Hi Andreas,

another reason that I forgot was that we had too many versions of the
installmanual and the release notes. For many old releases we've kept
them in 14 languages for every architecture (around 10) for each old release.
E.g.:
https://web.archive.org/web/20230625201750/https://www.debian.org/releases/jessie/releasenotes
https://web.archive.org/web/20230625201754/https://www.debian.org/releases/jessie/installmanual


That made our own search engine produce very bad results, because
often if shows results for old releases instead on hits from the
newest installation manual. Our search engine cannot sort the result
by date btw. Someone said we should fix this problem,
but as noone worked on this I tried to produce better results by
removing old content.
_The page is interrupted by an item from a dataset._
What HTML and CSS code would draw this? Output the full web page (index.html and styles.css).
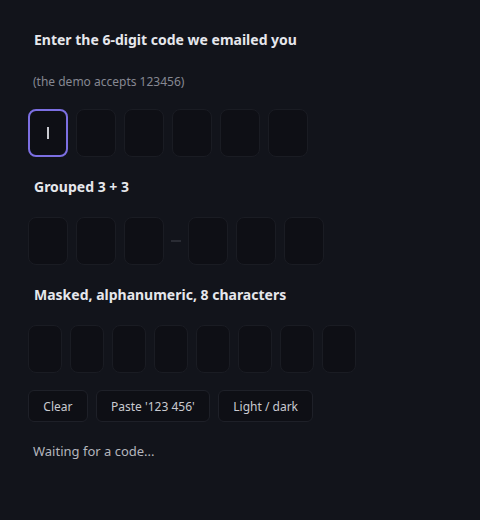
FILE: index.html
```html
<!DOCTYPE html>
<html>
<head>
<meta charset="utf-8">
<link rel="stylesheet" href="styles.css">
</head>
<body>
<main class="page">
  <h2 class="title">Enter the 6-digit code we emailed you</h2>
  <p class="hint">(the demo accepts 123456)</p>
  <div class="row first">
    <div class="cell focused"><span class="caret"></span></div>
    <div class="cell"></div>
    <div class="cell"></div>
    <div class="cell"></div>
    <div class="cell"></div>
    <div class="cell"></div>
  </div>

  <h2 class="title sub">Grouped 3 + 3</h2>
  <div class="row">
    <div class="cell"></div>
    <div class="cell"></div>
    <div class="cell"></div>
    <span class="dash"></span>
    <div class="cell"></div>
    <div class="cell"></div>
    <div class="cell"></div>
  </div>

  <h2 class="title sub">Masked, alphanumeric, 8 characters</h2>
  <div class="row">
    <div class="cell narrow"></div>
    <div class="cell narrow"></div>
    <div class="cell narrow"></div>
    <div class="cell narrow"></div>
    <div class="cell narrow"></div>
    <div class="cell narrow"></div>
    <div class="cell narrow"></div>
    <div class="cell narrow"></div>
  </div>

  <div class="actions">
    <button class="btn">Clear</button>
    <button class="btn">Paste '123 456'</button>
    <button class="btn">Light / dark</button>
  </div>
  <p class="status">Waiting for a code...</p>
</main>
</body>
</html>
```
FILE: styles.css
```css
html, body {
  margin: 0;
  padding: 0;
  background: #12141b;
  height: 100%;
}
body {
  font-family: "Noto Sans", "Open Sans", sans-serif;
  color: #e4e5ea;
}
.page {
  padding: 30px 28px 0 28px;
}
.title {
  margin: 0;
  padding-left: 6px;
  font-size: 14px;
  line-height: 20px;
  font-weight: 700;
  color: #e6e7ec;
}
.sub {
  margin-top: 20px;
}
.hint {
  margin: 24px 0 0 0;
  padding-left: 5px;
  font-size: 12px;
  line-height: 16px;
  color: #868892;
}
.row {
  display: flex;
  align-items: center;
  gap: 8px;
  margin-top: 20px;
}
.row.first {
  margin-top: 19px;
}
.cell {
  box-sizing: border-box;
  width: 40px;
  height: 48px;
  border-radius: 8px;
  background: #0e0f15;
  border: 1px solid #1a1c23;
  display: flex;
  align-items: center;
  justify-content: center;
}
.cell.narrow {
  width: 34px;
}
.cell.focused {
  border: 2px solid #7c6fe2;
}
.caret {
  width: 2px;
  height: 12px;
  background: #c9cad0;
}
.dash {
  width: 10px;
  height: 2px;
  margin: 0 -1px;
  background: #2a2c34;
}
.actions {
  display: flex;
  gap: 8px;
  margin-top: 17px;
}
.btn {
  box-sizing: border-box;
  height: 32px;
  padding: 0 14.3px;
  border-radius: 6px;
  background: #0e0f15;
  border: 1px solid #1e2028;
  color: #c9cad0;
  font-family: "Noto Sans", "Open Sans", sans-serif;
  font-size: 12px;
}
.status {
  margin: 20px 0 0 0;
  padding-left: 5px;
  font-size: 13px;
  line-height: 18px;
  color: #b4b6bd;
}
```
I don't think that many people need the old
version of the installation manual of releases, that are not supported
by Debian or even by the LTS people any more. Do you think that people
need the release notes because they want to install Debian jessie
nowadays? We always have archive.org or softwareheritage for thoses
information.

In the past we've built every release note for two (or was it three?)
releases 6 times a days regardless if the sources of the release notes
had changed or not. I improved the build time a lot by adding code
that only build them (for all languages and architectures) if
something changed. Maybe you remember this improvement.

I try to have the point of view from the user of our web pages. If
they look or search for information on our web pages and get old and
outdated search results, then our web page is useless for them. The
ratio of old to new content on our webpages was very bad in the
past. That's why I try to remove old content.